If you’re not sure where your business may be financially or directionally in 8-12 months, it probably makes more sense to consider an agency hire. You won’t need to worry about layoffs, it’s easy to call in different skillsets, resources can be scaled up or down based on immediate needs, and you get access to a whole new meme library. 


Cost to Hire

These are the hidden costs of hiring and the ones we typically overlook. First, there are the resume reviews, intro calls, take home exercises, interviews, text threads telling your uncle that your niece isn’t qualified…you get the point. The time suck part of the hiring process that always seems to take longer than you anticipate, while pulling people away from their day jobs. And while this stuff may take a lot of time, skipping them is a non-starter, a bad FTE hire is one of the most costly decisions you can make. 

Then there are the hard costs, things like recruiter fees and signing bonuses (both of which often stretch upwards of 20% of first year salary). 

And finally, we have onboarding and ramp up time, typically the 2 weeks when a new hire is getting their feet under them, learning the ropes, and introducing themselves on an unnecessary number of slack channels (all while getting paid and taking other people’s time). 

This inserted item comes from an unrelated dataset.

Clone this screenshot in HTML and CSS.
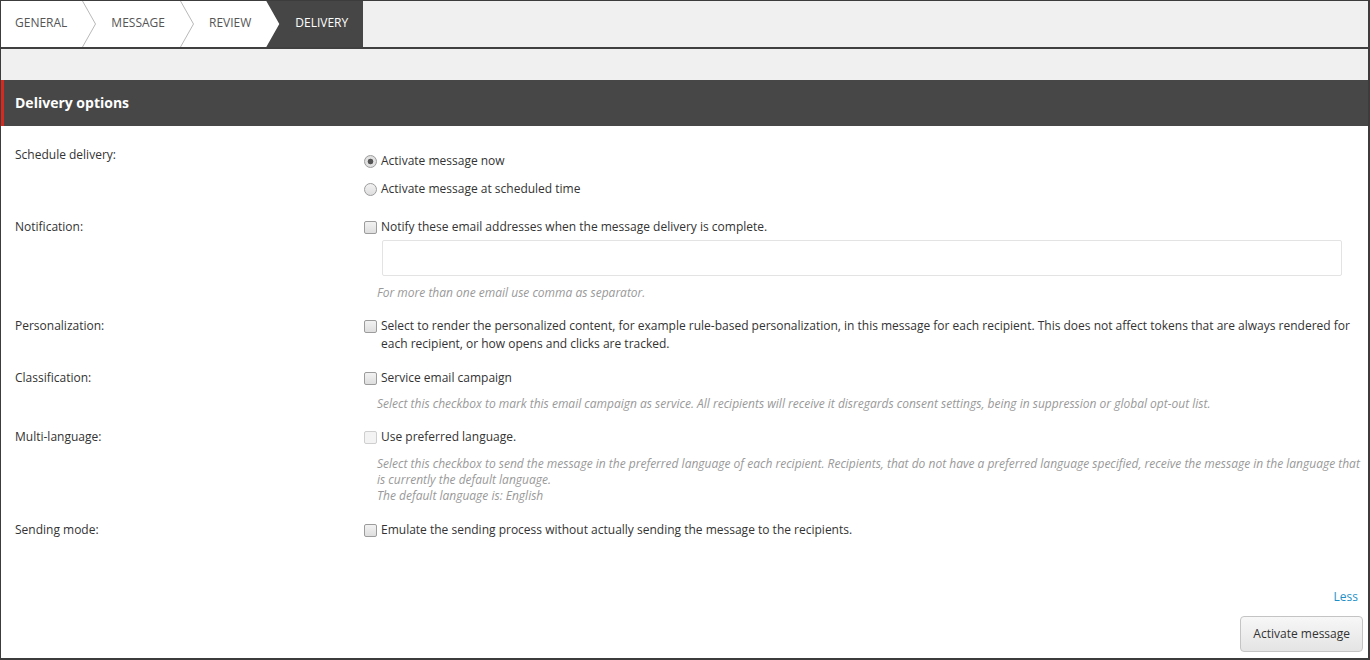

The upfront hard costs are limited only to full-time hires. In terms of soft costs like interviewing and onboarding, outside partners typically onboard onto 10-20 new clients per year, so they’re not only used to presenting their work and expertise in an efficient way during the hiring process, but they’ll also probably be up and running within a day or two of kickoff. 


Ongoing Costs & Projected Work

The biggest line items with a full-time hire are the ones we think of first - salary, benefits, etc. These are the ongoing, monthly costs that drive hiring conversations. If we can’t afford these, we don’t even start thinking about it. But too often we don’t think about these costs within the context of projected work. 

There’s a big difference between 10 weeks of development work and 10 months of development work - and that difference is compounded when you compare paying a $100k/year and a $250k/year developer salary. Knowing what you’re going to pay a developer and knowing what an external agency will cost makes this decision very clear and helps you understand where efficiencies can be gained. 

The cost of miscalculating projected work increases significantly with a full-time hire. If work dries up, you’re facing layoffs, severance costs, and team culture impacts that may lead to resignations. But when work ends for an external vendor, there is, sadly, no separation cost 🙃.   

When you’re starting to evaluate a full-time hire, don’t be afraid to engage in initial conversations with external partners even in an exploratory way, you might find you’ll get a better deal. 


Hiring History 

We like to think we’re pretty good at hiring and our employee churn at The Gnar is fairly low. But we’re also brutally honest about our weak spots. There are some areas where we aren’t the best talent evaluators (don’t ask us to judge an olympic diving event). So in those spots, rather than committing to a full-time employee, we work with external partners who specialize in those areas. It reduces the risk (and cost) of starting all over again with a new employee and covers up an expensive weak spot. 


Should you hire a FTE or agency? 

There isn’t a right or wrong answer, but it is a question that doesn’t get asked enough once a company has chosen a path. 

You know what’s best for your business, but here are four simple rules to keep in mind: 

  1. If you do have a need, spend the 30-60 minutes asking a software development agency for a ballpark quote. It gives you an additional data point for cost/benefit analysis and will be a minimal time investment.
  2. If you have a core team member who left and needs to be replaced you should consider a full-time hire. Typically, these full-time roles have existed for a long-time with demonstrated work consistency, you won’t want an external firm for that. 
  3. However, if your business experienced layoffs, inconsistent workloads, or significant turnover in the past 12-months you should consider a vendor partner. It’s great to think these things won’t happen again, but it rarely works out that way and evaluating a full-time role next year will reduce risk. 
  4. Similarly, if you look ahead at the next 12-months and have an urgent project need or undefined skillset needs your best bet is an external partner. They’re used to ramping up faster than an FTE and will have a deep roster of skill sets to suit your needs once they’re defined.